__TO BE DONE__
Copy the data that follows exactly. Include no pictures.

* Begin *

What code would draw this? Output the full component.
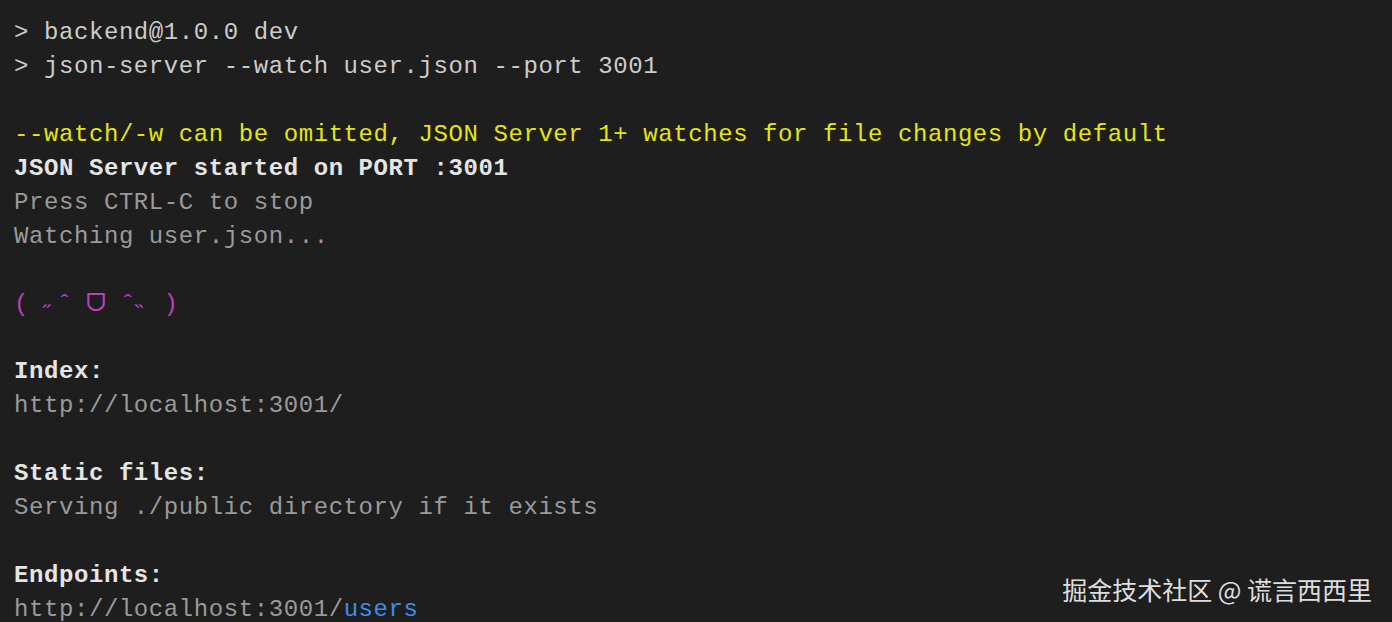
import React from "react";

const mono = { fontFamily: '"Liberation Mono", "DejaVu Sans Mono", monospace' };

export default function App() {
  return (
    <div className="relative w-[1392px] h-[622px] overflow-hidden bg-[#1e1e1e]">
      <div
        className="pl-[14px] pt-[16px] text-[24px] leading-[33.94px] tracking-[0.58px] whitespace-pre text-[#cccccc]"
        style={mono}
      >
        <div>&gt; backend@1.0.0 dev</div>
        <div>&gt; json-server --watch user.json --port 3001</div>
        <div>&nbsp;</div>
        <div className="text-[#e5e510]">--watch/-w can be omitted, JSON Server 1+ watches for file changes by default</div>
        <div className="font-bold text-[#e5e5e5]">JSON Server started on PORT :3001</div>
        <div className="text-[#9a9a9a]">Press CTRL-C to stop</div>
        <div className="text-[#9a9a9a]">Watching user.json...</div>
        <div>&nbsp;</div>
        <div className="text-[#bc3fbc] tracking-[0px]">( ˶ˆ ᗜ ˆ˵ )</div>
        <div>&nbsp;</div>
        <div className="font-bold text-[#e5e5e5]">Index:</div>
        <div className="text-[#9a9a9a]">http://localhost:3001/</div>
        <div>&nbsp;</div>
        <div className="font-bold text-[#e5e5e5]">Static files:</div>
        <div className="text-[#9a9a9a]">Serving ./public directory if it exists</div>
        <div>&nbsp;</div>
        <div className="font-bold text-[#e5e5e5]">Endpoints:</div>
        <div className="text-[#9a9a9a]">
          http://localhost:3001/<span className="text-[#3b8eea]">users</span>
        </div>
      </div>
      <div
        className="absolute right-[20px] top-[571px] text-[25px] leading-[36px] text-[#dedede] whitespace-nowrap"
        style={{ fontFamily: '"Noto Sans CJK SC", "Noto Sans", sans-serif' }}
      >
        掘金技术社区 @ 谎言西西里
      </div>
    </div>
  );
}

* End *

__SOLUTION TO THIS PROBLEM__
What code would draw this? Output the full component.
import React from "react";

const mono = { fontFamily: '"Liberation Mono", "DejaVu Sans Mono", monospace' };

export default function App() {
  return (
    <div className="relative w-[1392px] h-[622px] overflow-hidden bg-[#1e1e1e]">
      <div
        className="pl-[14px] pt-[16px] text-[24px] leading-[33.94px] tracking-[0.58px] whitespace-pre text-[#cccccc]"
        style={mono}
      >
        <div>&gt; backend@1.0.0 dev</div>
        <div>&gt; json-server --watch user.json --port 3001</div>
        <div>&nbsp;</div>
        <div className="text-[#e5e510]">--watch/-w can be omitted, JSON Server 1+ watches for file changes by default</div>
        <div className="font-bold text-[#e5e5e5]">JSON Server started on PORT :3001</div>
        <div className="text-[#9a9a9a]">Press CTRL-C to stop</div>
        <div className="text-[#9a9a9a]">Watching user.json...</div>
        <div>&nbsp;</div>
        <div className="text-[#bc3fbc] tracking-[0px]">( ˶ˆ ᗜ ˆ˵ )</div>
        <div>&nbsp;</div>
        <div className="font-bold text-[#e5e5e5]">Index:</div>
        <div className="text-[#9a9a9a]">http://localhost:3001/</div>
        <div>&nbsp;</div>
        <div className="font-bold text-[#e5e5e5]">Static files:</div>
        <div className="text-[#9a9a9a]">Serving ./public directory if it exists</div>
        <div>&nbsp;</div>
        <div className="font-bold text-[#e5e5e5]">Endpoints:</div>
        <div className="text-[#9a9a9a]">
          http://localhost:3001/<span className="text-[#3b8eea]">users</span>
        </div>
      </div>
      <div
        className="absolute right-[20px] top-[571px] text-[25px] leading-[36px] text-[#dedede] whitespace-nowrap"
        style={{ fontFamily: '"Noto Sans CJK SC", "Noto Sans", sans-serif' }}
      >
        掘金技术社区 @ 谎言西西里
      </div>
    </div>
  );
}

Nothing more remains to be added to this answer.